Увы, по привычке свою работу Сашка делал на совесть, и потому именно он сам в тот день и обнаружил, что в общий массив данных не включили тех стариков, которые находились в больнице на пятьдесят четвёртом, у Анны Константиновны. После того, как Савельев стал главой Совета и приостановил действие Закона, информацию о стариках, доживающих свои дни в тайном отделении больницы, разумеется, внесли в общие базы, но при внесении то ли по небрежности, то ли из-за технического сбоя возникла ошибка, которая и привела к тому, что при выборке по возрасту они не попали в окончательный список. А Сашка, уже лихо освоивший базу, ошибку эту вычислил и даже, помнится, гордился, когда докладывал о результатах Марковой. Если бы он знал, зачем готовятся эти списки. Если бы удосужился подумать, прикинуть, сложить два и два — ведь ясно же было, что ничего хорошего от идей Марковой и Верховного ждать не приходилось…

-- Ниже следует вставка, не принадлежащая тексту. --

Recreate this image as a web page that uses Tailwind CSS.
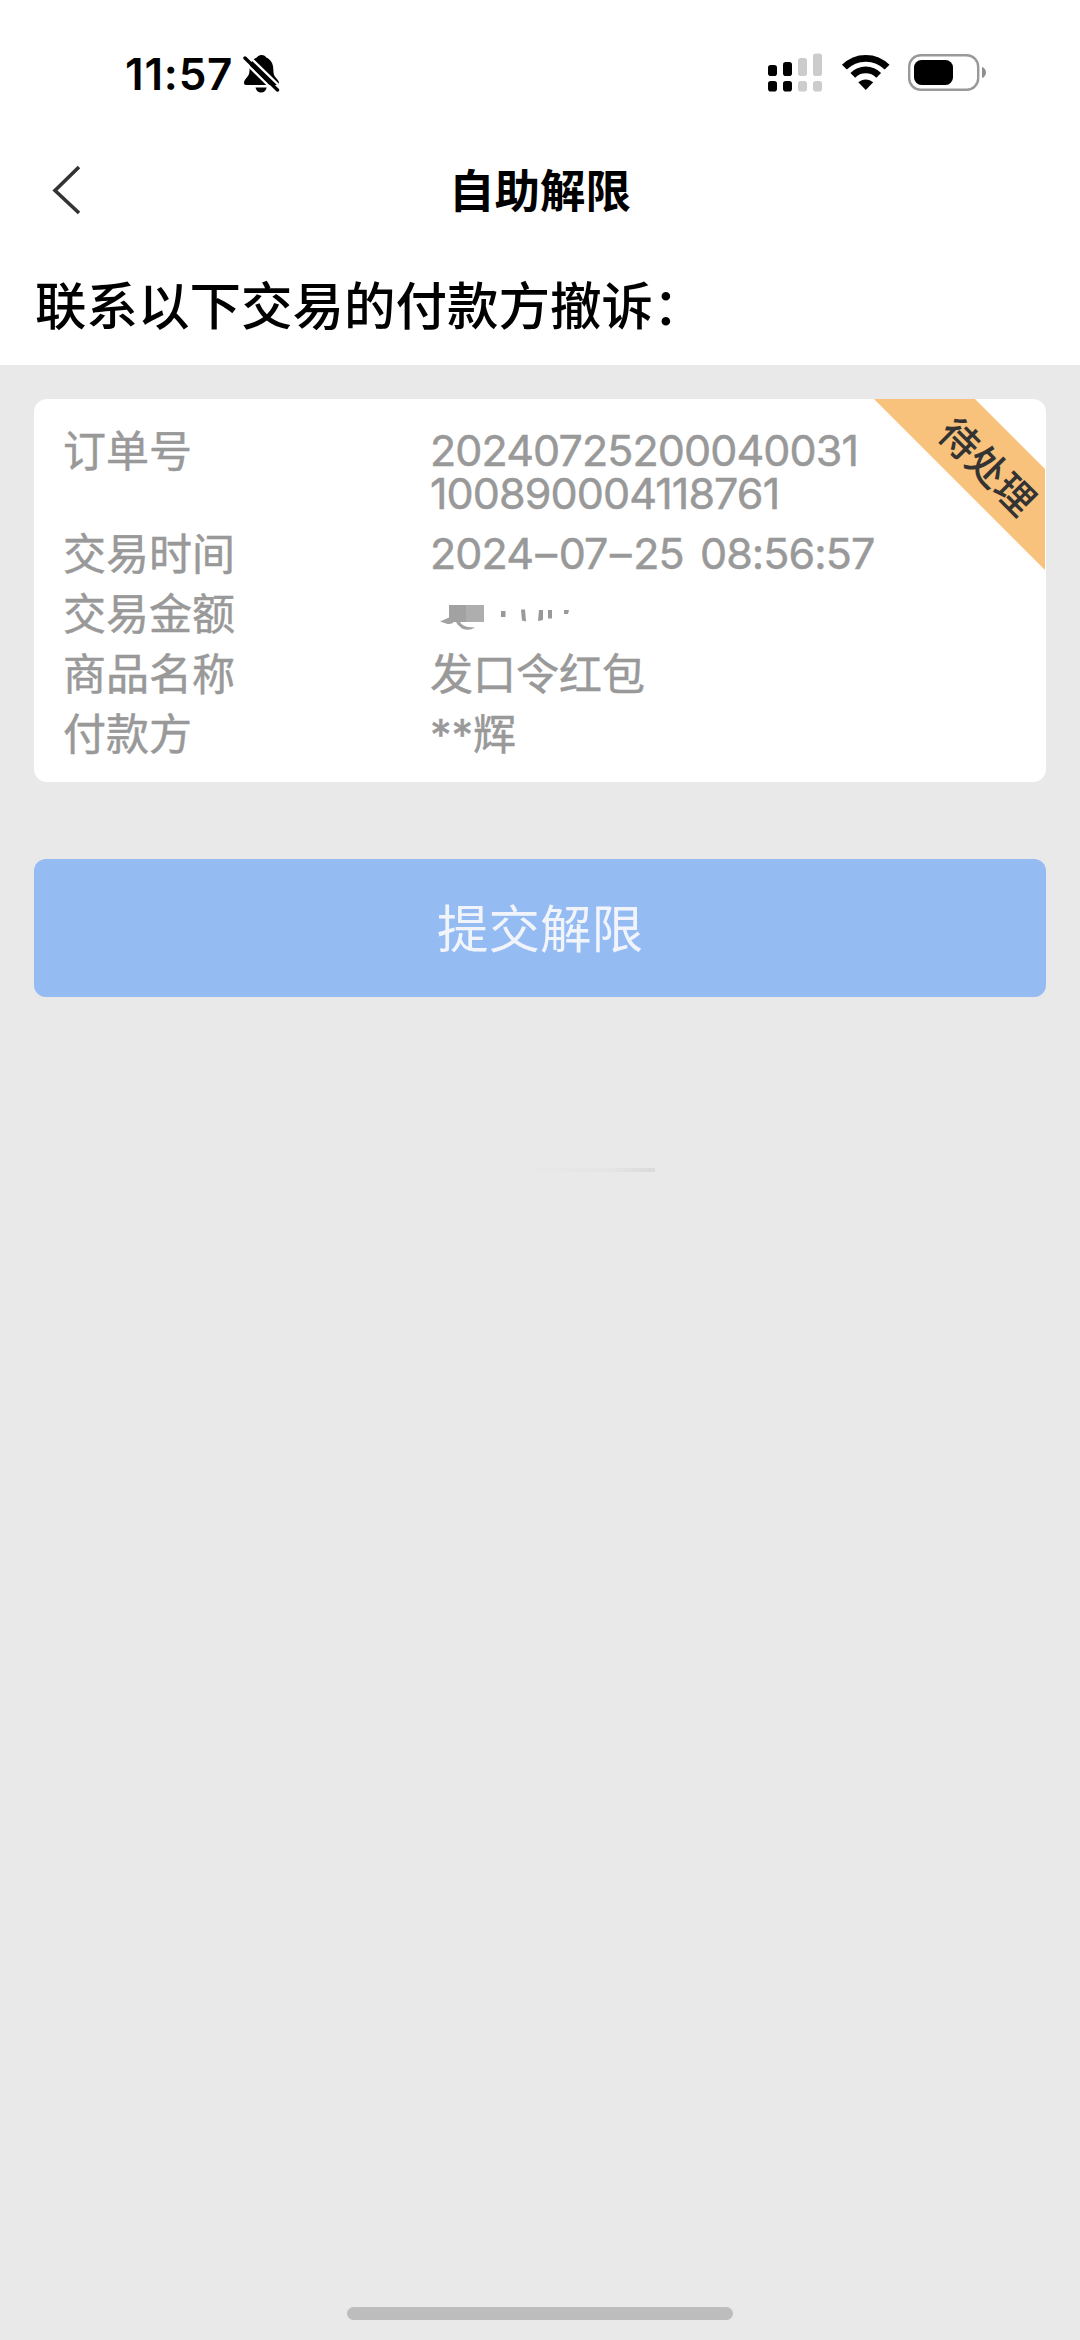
<!DOCTYPE html>
<html lang="zh-CN">
<head>
<meta charset="utf-8">
<title>自助解限</title>
<script src="https://cdn.jsdelivr.net/npm/@tailwindcss/browser@4"></script>
</head>
<body class="flex h-[2340px] w-[1080px] flex-col overflow-hidden bg-[#e9e9e9] font-['Inter','Noto_Sans_CJK_SC',sans-serif]">
  <header class="flex h-[365px] flex-col bg-white">
    <!-- status bar -->
    <div class="flex h-[140px] items-start justify-between pt-[52px] pr-[93px] pl-[125px]">
      <div class="flex items-start">
        <span class="w-[118px] text-[44px] leading-[44px] font-semibold tracking-[0.8px] whitespace-nowrap">11:57</span>
        <svg class="mt-[2px] h-[40px] w-[37px]" viewBox="0 0 37 40">
          <path d="M18.500 1C16 1 14.400 2.500 13.800 3.600C8.500 5.500 6.800 10 6.600 15C6.400 20.500 5.500 21.500 3 24.500C1.400 26.500 1 27.500 1 29C1 30.300 1.700 31 3 31H34C35.300 31 36 30.300 36 29C36 27.500 35 26 33.500 24.500C31 21.500 30.500 20.500 30.300 15C30.100 10 28 5.500 23.200 3.600C22.500 2.200 21 1 18.500 1Z"/>
          <path d="M12.500 33.500H23.700C22.900 37 21 38.600 18.100 38.600C15.200 38.600 13.300 37 12.500 33.500Z"/>
          <path d="M4.800 1.200L38 33.300" stroke="#fff" stroke-width="2.400" fill="none"/>
          <path d="M0 6.500L33 39" stroke="#fff" stroke-width="2.400" fill="none"/>
          <path d="M2 4L34.500 36" stroke="#000" stroke-width="3.400" stroke-linecap="round" fill="none"/>
        </svg>
      </div>
      <div class="flex items-start">
        <svg class="h-[40px] w-[56px]" viewBox="0 0 56 40">
          <g fill="#000">
            <rect x="1" y="13" width="9" height="11" rx="2.800"/><rect x="16" y="10" width="9" height="14" rx="2.800"/>
            <rect x="1" y="29" width="9" height="10.500" rx="2.800"/><rect x="16" y="29" width="9" height="10.500" rx="2.800"/>
          </g>
          <g fill="#ccc">
            <rect x="31" y="6" width="9" height="18" rx="2.800"/><rect x="46" y="1.500" width="9" height="22.500" rx="2.800"/>
            <rect x="31" y="29" width="9" height="10.500" rx="2.800"/><rect x="46" y="29" width="9" height="10.500" rx="2.800"/>
          </g>
        </svg>
        <svg class="ml-[18px] mt-[2px] h-[37px] w-[50px]" viewBox="0 0 50 37">
          <path d="M3.400 13.200A30 30 0 0 1 46.100 13.200" fill="none" stroke="#000" stroke-width="6.800"/>
          <path d="M11.800 21.400A18 18 0 0 1 37.700 21.400" fill="none" stroke="#000" stroke-width="6.600"/>
          <path d="M17.300 28.300C21.500 24.400 28 24.400 32.200 28.300L24.750 36Z"/>
        </svg>
        <svg class="ml-[17px] mt-[2px] h-[38px] w-[79px]" viewBox="0 0 79 38">
          <rect x="1.200" y="1.200" width="69" height="34.500" rx="11.500" fill="none" stroke="#999" stroke-width="2.400"/>
          <rect x="6" y="6" width="39" height="25" rx="7.500"/>
          <path d="M74 13C79.300 14.500 79.300 22.500 74 24Z" fill="#8f8f8f"/>
        </svg>
      </div>
    </div>
    <!-- title bar -->
    <div class="grid h-[101px] grid-cols-[1fr_auto_1fr] items-center pl-[50px] pr-[50px]">
      <svg class="mb-[2px] h-[50px] w-[30px]" viewBox="0 0 30 50"><path d="M29 2L5 25.500L29 48" fill="none" stroke="#333" stroke-width="3.600"/></svg>
      <h1 class="pt-[3px] text-[45.500px] leading-[60px] font-bold">自助解限</h1>
    </div>
    <h2 class="pl-[35px] pt-[30px] text-[51.500px] leading-[70px] font-medium whitespace-nowrap">联系以下交易的付款方撤诉：</h2>
  </header>

  <main class="flex flex-1 flex-col px-[34px] pt-[34px]">
    <section class="relative flex h-[383px] flex-col gap-[17px] overflow-hidden rounded-[13px] bg-white pt-[31px] pl-[29px] text-[43px] leading-[43px] text-[#999] [-webkit-text-stroke:0.5px_#999]">
      <div class="flex h-[86px]"><span class="w-[367px]">订单号</span><span class="-mt-px w-[460px] tracking-[-0.9px]">20240725200040031<br>100890004118761</span></div>
      <div class="flex h-[43px]"><span class="w-[367px]">交易时间</span><span class="-mt-px tracking-[-0.9px] whitespace-nowrap [word-spacing:5px]">2024<span class="mx-[2.5px]">–</span>07<span class="mx-[2.5px]">–</span>25 08:56:57</span></div>
      <div class="flex h-[43px]"><span class="w-[367px]">交易金额</span>
        <!-- masked amount -->
        <svg class="-mt-px h-[43px] w-[150px]" viewBox="0 0 150 43">
          <path d="M19 13h18v17h-7q2 4 8 5l7 .5q-6 4-13 1q-5-4-6-6.500h-2q-3 3-8 1.500l-6-2l9-4Z" fill="#a2a2a2"/>
          <path d="M36 13h18v17h-18Z" fill="#aeaeae"/>
          <path d="M71 19h4.500v6h-4.500ZM91 17.500h4l1 12l-4-1ZM109 18h4v10l-5 1ZM118 18h4v8.500h-4ZM134 18h5l-1 4h-4Z" fill="#999"/>
        </svg>
      </div>
      <div class="flex h-[43px]"><span class="w-[367px]">商品名称</span><span>发口令红包</span></div>
      <div class="flex h-[43px]"><span class="w-[367px]">付款方</span><span>**辉</span></div>
      <!-- status ribbon -->
      <div class="absolute top-0 right-[1px] h-[171px] w-[171px] bg-[#f8c27c] [clip-path:polygon(0_0,101px_0,171px_70px,171px_171px)] [-webkit-text-stroke:0]">
        <span class="absolute top-[47px] left-[53px] w-[120px] rotate-45 text-center text-[39px] leading-[42px] font-medium whitespace-nowrap text-[#333]">待处理</span>
      </div>
    </section>
    <button class="mt-[77px] flex h-[138px] items-center justify-center rounded-[12px] bg-[#94bbf2] pt-[3px] text-[51.500px] text-[#f1f4fb]">提交解限</button>
    <div class="mt-[171px] ml-[392px] h-[4px] w-[229px] bg-linear-to-r from-transparent from-40% via-[#e5e5e5] via-80% to-[#dadada]"></div>
  </main>
  <footer class="flex h-[33px] items-start justify-center"><div class="h-[13px] w-[386px] rounded-full bg-[#bdbdbd]"></div></footer>
</body>
</html>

Понял он это только сегодня, когда Маркова вручила ему копию приказа. И теперь мучительно вглядывался в строчки, осознавая, что из-за его глупости и идиотского перфекционизма — кто его просил выискивать этот сбой системы, никто бы и не заметил — теперь случится страшное.

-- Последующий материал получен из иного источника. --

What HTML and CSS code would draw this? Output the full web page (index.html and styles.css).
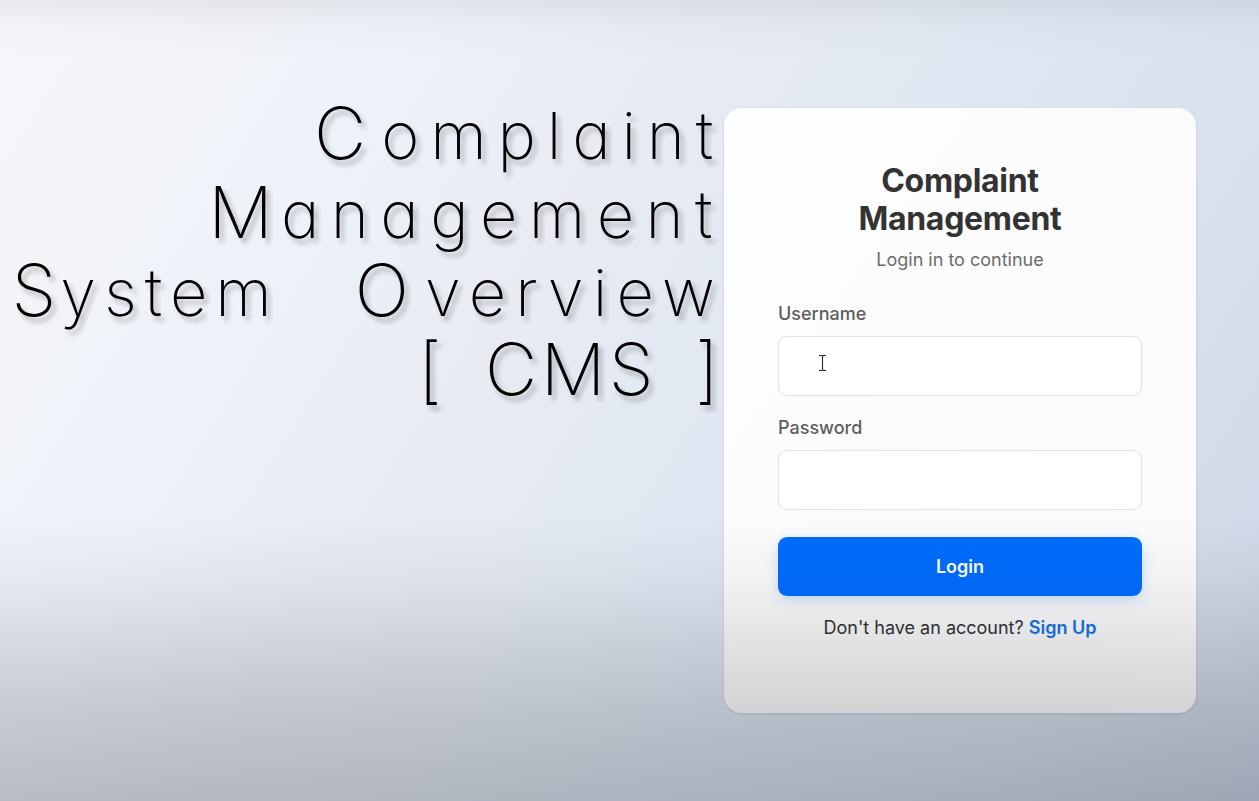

Сашка перечитывал фамилии приговорённых людей и чувствовал ужас, ледяной рукой перехвативший горло. Он видел не равнодушные буквы, а живые лица. Бойкая старушка Софья Андреевна, которая постоянно бродила по коридорам больницы на своих ходунках, вызывая недовольство персонала. Она доставляла всем массу хлопот, без устали ругалась с другими пациентами, такими же пожилыми старушками, как и она, постоянно требовала перевести её в другие палаты. Молчаливая Виктория Львовна, пребывающая, казалось, в своих воспоминаниях. Иосиф Давыдович — наверно, самый старый человек в Башне, если судить по дате рождения. Сашка опять посмотрел на эту дату, и только тут до него дошло, что Иосиф Давыдович родился ещё до потопа: когда землю накрыло водой, ему было десять лет. Десять лет! Сколько же воспоминаний о той эпохе, должно быть, хранит его старческая память. Сколько всего он может рассказать, им всем рассказать, потому что несмотря на весьма почтенный возраст голова у Иосифа Давыдовича оставалась ясной, и в этом у Сашки, который столько помогал Катюше со стариками, не было никаких сомнений…
И вот сейчас из-за него случится непоправимое. Завтра утром в больницу войдёт бригада по очистке (так, кажется, это называется), ничего не понимающим старикам вколют в их сухие, тонкие вены смертельную дозу, а потом санитары запакуют уснувших навсегда стариков в чёрные пластиковые пакеты.